Information given start
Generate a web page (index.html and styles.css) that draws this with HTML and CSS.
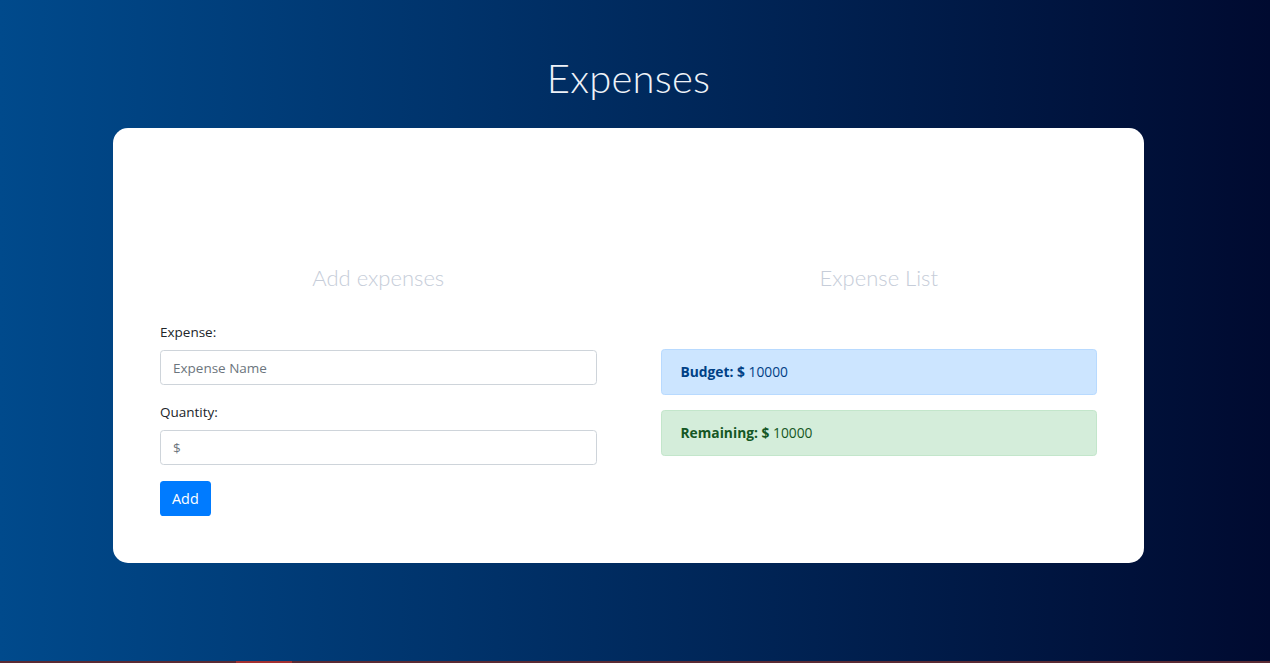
FILE: index.html
```html
<!DOCTYPE html>
<html lang="en">
<head>
<meta charset="utf-8">
<title>Expenses</title>
<link rel="stylesheet" href="styles.css">
</head>
<body>
<div class="page">
  <h1 class="title">Expenses</h1>
  <main class="card">
    <section class="col">
      <h2 class="col-title">Add expenses</h2>
      <form class="form">
        <label class="label" for="exp">Expense:</label>
        <input class="input" id="exp" type="text" placeholder="Expense Name">
        <label class="label" for="qty">Quantity:</label>
        <input class="input" id="qty" type="text" placeholder="$">
        <button class="btn" type="button">Add</button>
      </form>
    </section>
    <section class="col">
      <h2 class="col-title">Expense List</h2>
      <div class="alerts">
        <div class="alert alert-budget"><strong>Budget: $</strong> 10000</div>
        <div class="alert alert-remaining"><strong>Remaining: $</strong> 10000</div>
      </div>
    </section>
  </main>
</div>
<div class="bottom-bar"><span class="bottom-thumb"></span></div>
</body>
</html>
```
FILE: styles.css
```css
html, body {
  margin: 0;
  padding: 0;
}
body {
  height: 663px;
  overflow: hidden;
  background: linear-gradient(to right, #004a8c 0%, #002a5e 50%, #000a30 100%);
  font-family: "Open Sans", "Noto Sans", sans-serif;
  font-size: 13.5px;
  line-height: 1.5;
  color: #212529;
  display: flex;
  flex-direction: column;
}
.page {
  flex: 1;
  display: flex;
  flex-direction: column;
  align-items: center;
  padding-right: 13px;
}
.title {
  margin: 52px 0 24px;
  font-family: "Lato", sans-serif;
  font-weight: 300;
  font-size: 40px;
  line-height: 52px;
  color: #eef2f8;
  letter-spacing: 0.2px;
}
.card {
  width: 1031px;
  box-sizing: border-box;
  background: #fff;
  border-radius: 15px;
  padding: 135px 47px 47px;
  display: grid;
  grid-template-columns: 1fr 1fr;
  column-gap: 64px;
}
.col-title {
  margin: 0 0 28px;
  text-align: center;
  font-family: "Lato", sans-serif;
  font-weight: 300;
  font-size: 22px;
  line-height: 30px;
  color: #c6cdd9;
}
.form {
  display: flex;
  flex-direction: column;
  align-items: flex-start;
}
.label {
  margin-bottom: 7px;
  line-height: 22px;
}
.input {
  width: 100%;
  box-sizing: border-box;
  height: 35px;
  padding: 0 12px;
  border: 1px solid #ced4da;
  border-radius: 3.6px;
  font: inherit;
  color: #495057;
  margin-bottom: 16px;
}
.input::placeholder {
  color: #6c757d;
}
.btn {
  height: 35px;
  padding: 0 12px;
  border: 0;
  border-radius: 3.6px;
  background: #007bff;
  color: #fff;
  font: inherit;
  font-size: 14.4px;
}
.alerts {
  margin-top: 56px;
  display: flex;
  flex-direction: column;
  gap: 15px;
}
.alert {
  height: 46px;
  box-sizing: border-box;
  display: flex;
  align-items: center;
  padding: 0 19px;
  border: 1px solid;
  border-radius: 3.6px;
  white-space: pre;
  font-size: 13.8px;
}
.alert strong {
  font-weight: 700;
}
.alert-budget {
  background: #cce5ff;
  border-color: #b8daff;
  color: #004085;
}
.alert-remaining {
  background: #d4edda;
  border-color: #c3e6cb;
  color: #155724;
}
.bottom-bar {
  height: 2px;
  background: #5a2a33;
  position: relative;
}
.bottom-thumb {
  position: absolute;
  left: 236px;
  width: 56px;
  top: 0;
  height: 2px;
  background: #a33030;
}
```
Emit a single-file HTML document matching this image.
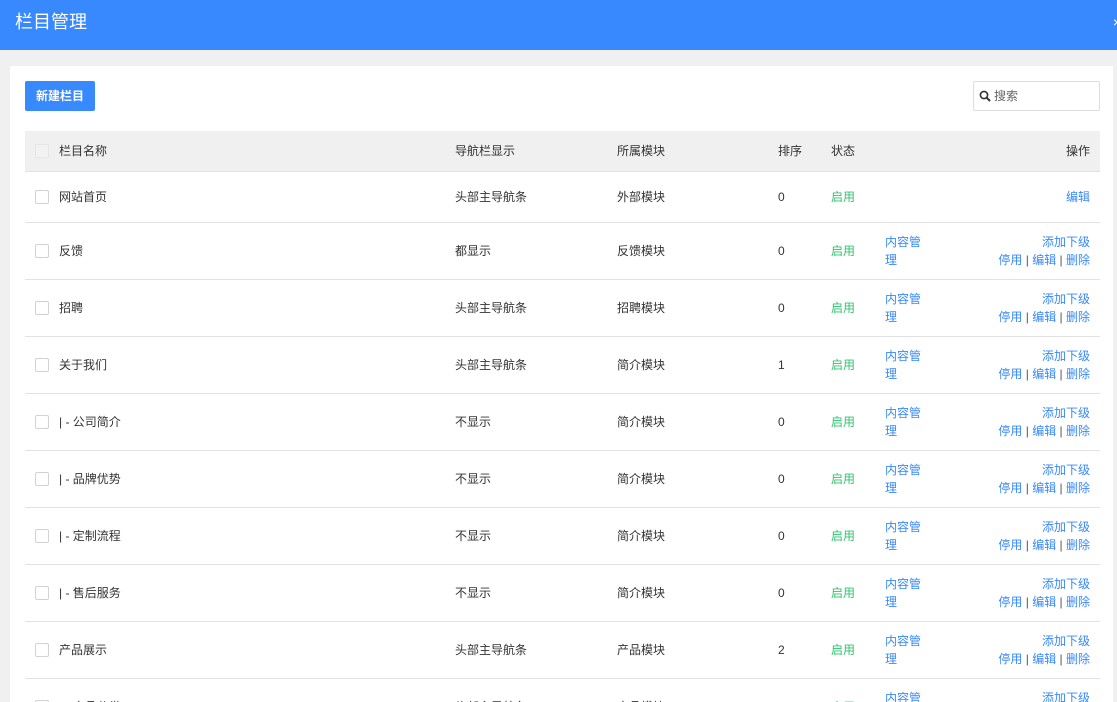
<!DOCTYPE html>
<html style="overflow:hidden;height:702px"><head><meta charset="utf-8"><style>
*{margin:0;padding:0;box-sizing:border-box}
body{width:1117px;height:702px;overflow:hidden;background:#f0f0f0;font-family:"Liberation Sans","Noto Sans CJK SC",sans-serif;font-size:12px;color:#333;position:relative}
.hd{position:absolute;left:0;top:0;width:1117px;height:50px;background:#3789fd;color:#fff;font-size:18px;line-height:44px;padding-left:15px}
.hd .x{position:absolute;right:-4px;top:0;font-size:14px}
.panel{position:absolute;left:10px;top:66px;width:1103px;height:636px;background:#fff;overflow:hidden}
.btn{position:absolute;left:15px;top:15px;width:70px;height:30px;background:#3789fd;color:#fff;border-radius:2px;text-align:center;line-height:30px;font-size:12px;font-weight:bold}
.search{position:absolute;left:963px;top:15px;width:127px;height:30px;border:1px solid #ddd;border-radius:2px;color:#666;line-height:28px;padding-left:20px}
.search svg{position:absolute;left:5px;top:8px}
.row{position:absolute;left:15px;width:1075px;border-bottom:1px solid #e2e2e2}
.row div{position:absolute}
.th{top:65px;height:41px;background:#f0f0f0;line-height:40px}
.cb{left:10px;width:14px;height:14px;border:1px solid #d2d2d2;border-radius:2px;background:#fff}
.th .cb{background:#f2f2f2;border-color:#e6e6e6;top:13px}
.c1{left:34px}.c2{left:430px}.c3{left:592px}.c4{left:753px}.c5{left:806px}
.g{color:#2fc46e}.b{color:#3789fd}
.c6{left:860px;width:40px;line-height:18px;color:#3789fd}
.op{right:10px;text-align:right;line-height:18px;color:#3789fd}
.op span{color:#555}
</style></head><body>
<div class="hd">栏目管理<span class="x">×</span></div>
<div class="panel">
<div class="btn">新建栏目</div>
<div class="search"><svg width="12" height="12" viewBox="0 0 12 12"><circle cx="5" cy="5" r="3.6" fill="none" stroke="#333" stroke-width="1.6"/><path d="M7.6 7.6L11 11" stroke="#333" stroke-width="2"/></svg>搜索</div>
<div class="row th"><div class="cb"></div><div class="c1">栏目名称</div><div class="c2">导航栏显示</div><div class="c3">所属模块</div><div class="c4">排序</div><div class="c5">状态</div><div class="op" style="line-height:40px;color:#333">操作</div></div>
<div class="row" style="top:106px;height:51px;line-height:50px"><div class="cb" style="top:18px"></div><div class="c1">网站首页</div><div class="c2">头部主导航条</div><div class="c3">外部模块</div><div class="c4">0</div><div class="c5 g">启用</div><div class="op" style="line-height:50px">编辑</div></div>
</div>
<script>
var d=[["反馈","都显示","反馈模块","0"],["招聘","头部主导航条","招聘模块","0"],["关于我们","头部主导航条","简介模块","1"],["| - 公司简介","不显示","简介模块","0"],["| - 品牌优势","不显示","简介模块","0"],["| - 定制流程","不显示","简介模块","0"],["| - 售后服务","不显示","简介模块","0"],["产品展示","头部主导航条","产品模块","2"],["| - 产品分类","头部主导航条","产品模块","0"]];
var h="";d.forEach(function(r,i){var t=157+57*i;
h+='<div class="row" style="top:'+t+'px;height:57px;line-height:57px"><div class="cb" style="top:21px"></div><div class="c1">'+r[0]+'</div><div class="c2">'+r[1]+'</div><div class="c3">'+r[2]+'</div><div class="c4">'+r[3]+'</div><div class="c5 g">启用</div><div class="c6" style="top:10px">内容管理</div><div class="op" style="top:10px">添加下级<br>停用 <span>|</span> 编辑 <span>|</span> 删除</div></div>';});
document.querySelector('.panel').insertAdjacentHTML('beforeend',h);
</script>
</body></html>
Information given end
Will you restate every entry word for word and omit the images?

__The output__
Generate a web page (index.html and styles.css) that draws this with HTML and CSS.
FILE: index.html
```html
<!DOCTYPE html>
<html lang="en">
<head>
<meta charset="utf-8">
<title>Expenses</title>
<link rel="stylesheet" href="styles.css">
</head>
<body>
<div class="page">
  <h1 class="title">Expenses</h1>
  <main class="card">
    <section class="col">
      <h2 class="col-title">Add expenses</h2>
      <form class="form">
        <label class="label" for="exp">Expense:</label>
        <input class="input" id="exp" type="text" placeholder="Expense Name">
        <label class="label" for="qty">Quantity:</label>
        <input class="input" id="qty" type="text" placeholder="$">
        <button class="btn" type="button">Add</button>
      </form>
    </section>
    <section class="col">
      <h2 class="col-title">Expense List</h2>
      <div class="alerts">
        <div class="alert alert-budget"><strong>Budget: $</strong> 10000</div>
        <div class="alert alert-remaining"><strong>Remaining: $</strong> 10000</div>
      </div>
    </section>
  </main>
</div>
<div class="bottom-bar"><span class="bottom-thumb"></span></div>
</body>
</html>
```
FILE: styles.css
```css
html, body {
  margin: 0;
  padding: 0;
}
body {
  height: 663px;
  overflow: hidden;
  background: linear-gradient(to right, #004a8c 0%, #002a5e 50%, #000a30 100%);
  font-family: "Open Sans", "Noto Sans", sans-serif;
  font-size: 13.5px;
  line-height: 1.5;
  color: #212529;
  display: flex;
  flex-direction: column;
}
.page {
  flex: 1;
  display: flex;
  flex-direction: column;
  align-items: center;
  padding-right: 13px;
}
.title {
  margin: 52px 0 24px;
  font-family: "Lato", sans-serif;
  font-weight: 300;
  font-size: 40px;
  line-height: 52px;
  color: #eef2f8;
  letter-spacing: 0.2px;
}
.card {
  width: 1031px;
  box-sizing: border-box;
  background: #fff;
  border-radius: 15px;
  padding: 135px 47px 47px;
  display: grid;
  grid-template-columns: 1fr 1fr;
  column-gap: 64px;
}
.col-title {
  margin: 0 0 28px;
  text-align: center;
  font-family: "Lato", sans-serif;
  font-weight: 300;
  font-size: 22px;
  line-height: 30px;
  color: #c6cdd9;
}
.form {
  display: flex;
  flex-direction: column;
  align-items: flex-start;
}
.label {
  margin-bottom: 7px;
  line-height: 22px;
}
.input {
  width: 100%;
  box-sizing: border-box;
  height: 35px;
  padding: 0 12px;
  border: 1px solid #ced4da;
  border-radius: 3.6px;
  font: inherit;
  color: #495057;
  margin-bottom: 16px;
}
.input::placeholder {
  color: #6c757d;
}
.btn {
  height: 35px;
  padding: 0 12px;
  border: 0;
  border-radius: 3.6px;
  background: #007bff;
  color: #fff;
  font: inherit;
  font-size: 14.4px;
}
.alerts {
  margin-top: 56px;
  display: flex;
  flex-direction: column;
  gap: 15px;
}
.alert {
  height: 46px;
  box-sizing: border-box;
  display: flex;
  align-items: center;
  padding: 0 19px;
  border: 1px solid;
  border-radius: 3.6px;
  white-space: pre;
  font-size: 13.8px;
}
.alert strong {
  font-weight: 700;
}
.alert-budget {
  background: #cce5ff;
  border-color: #b8daff;
  color: #004085;
}
.alert-remaining {
  background: #d4edda;
  border-color: #c3e6cb;
  color: #155724;
}
.bottom-bar {
  height: 2px;
  background: #5a2a33;
  position: relative;
}
.bottom-thumb {
  position: absolute;
  left: 236px;
  width: 56px;
  top: 0;
  height: 2px;
  background: #a33030;
}
```
Emit a single-file HTML document matching this image.
<!DOCTYPE html>
<html style="overflow:hidden;height:702px"><head><meta charset="utf-8"><style>
*{margin:0;padding:0;box-sizing:border-box}
body{width:1117px;height:702px;overflow:hidden;background:#f0f0f0;font-family:"Liberation Sans","Noto Sans CJK SC",sans-serif;font-size:12px;color:#333;position:relative}
.hd{position:absolute;left:0;top:0;width:1117px;height:50px;background:#3789fd;color:#fff;font-size:18px;line-height:44px;padding-left:15px}
.hd .x{position:absolute;right:-4px;top:0;font-size:14px}
.panel{position:absolute;left:10px;top:66px;width:1103px;height:636px;background:#fff;overflow:hidden}
.btn{position:absolute;left:15px;top:15px;width:70px;height:30px;background:#3789fd;color:#fff;border-radius:2px;text-align:center;line-height:30px;font-size:12px;font-weight:bold}
.search{position:absolute;left:963px;top:15px;width:127px;height:30px;border:1px solid #ddd;border-radius:2px;color:#666;line-height:28px;padding-left:20px}
.search svg{position:absolute;left:5px;top:8px}
.row{position:absolute;left:15px;width:1075px;border-bottom:1px solid #e2e2e2}
.row div{position:absolute}
.th{top:65px;height:41px;background:#f0f0f0;line-height:40px}
.cb{left:10px;width:14px;height:14px;border:1px solid #d2d2d2;border-radius:2px;background:#fff}
.th .cb{background:#f2f2f2;border-color:#e6e6e6;top:13px}
.c1{left:34px}.c2{left:430px}.c3{left:592px}.c4{left:753px}.c5{left:806px}
.g{color:#2fc46e}.b{color:#3789fd}
.c6{left:860px;width:40px;line-height:18px;color:#3789fd}
.op{right:10px;text-align:right;line-height:18px;color:#3789fd}
.op span{color:#555}
</style></head><body>
<div class="hd">栏目管理<span class="x">×</span></div>
<div class="panel">
<div class="btn">新建栏目</div>
<div class="search"><svg width="12" height="12" viewBox="0 0 12 12"><circle cx="5" cy="5" r="3.6" fill="none" stroke="#333" stroke-width="1.6"/><path d="M7.6 7.6L11 11" stroke="#333" stroke-width="2"/></svg>搜索</div>
<div class="row th"><div class="cb"></div><div class="c1">栏目名称</div><div class="c2">导航栏显示</div><div class="c3">所属模块</div><div class="c4">排序</div><div class="c5">状态</div><div class="op" style="line-height:40px;color:#333">操作</div></div>
<div class="row" style="top:106px;height:51px;line-height:50px"><div class="cb" style="top:18px"></div><div class="c1">网站首页</div><div class="c2">头部主导航条</div><div class="c3">外部模块</div><div class="c4">0</div><div class="c5 g">启用</div><div class="op" style="line-height:50px">编辑</div></div>
</div>
<script>
var d=[["反馈","都显示","反馈模块","0"],["招聘","头部主导航条","招聘模块","0"],["关于我们","头部主导航条","简介模块","1"],["| - 公司简介","不显示","简介模块","0"],["| - 品牌优势","不显示","简介模块","0"],["| - 定制流程","不显示","简介模块","0"],["| - 售后服务","不显示","简介模块","0"],["产品展示","头部主导航条","产品模块","2"],["| - 产品分类","头部主导航条","产品模块","0"]];
var h="";d.forEach(function(r,i){var t=157+57*i;
h+='<div class="row" style="top:'+t+'px;height:57px;line-height:57px"><div class="cb" style="top:21px"></div><div class="c1">'+r[0]+'</div><div class="c2">'+r[1]+'</div><div class="c3">'+r[2]+'</div><div class="c4">'+r[3]+'</div><div class="c5 g">启用</div><div class="c6" style="top:10px">内容管理</div><div class="op" style="top:10px">添加下级<br>停用 <span>|</span> 编辑 <span>|</span> 删除</div></div>';});
document.querySelector('.panel').insertAdjacentHTML('beforeend',h);
</script>
</body></html>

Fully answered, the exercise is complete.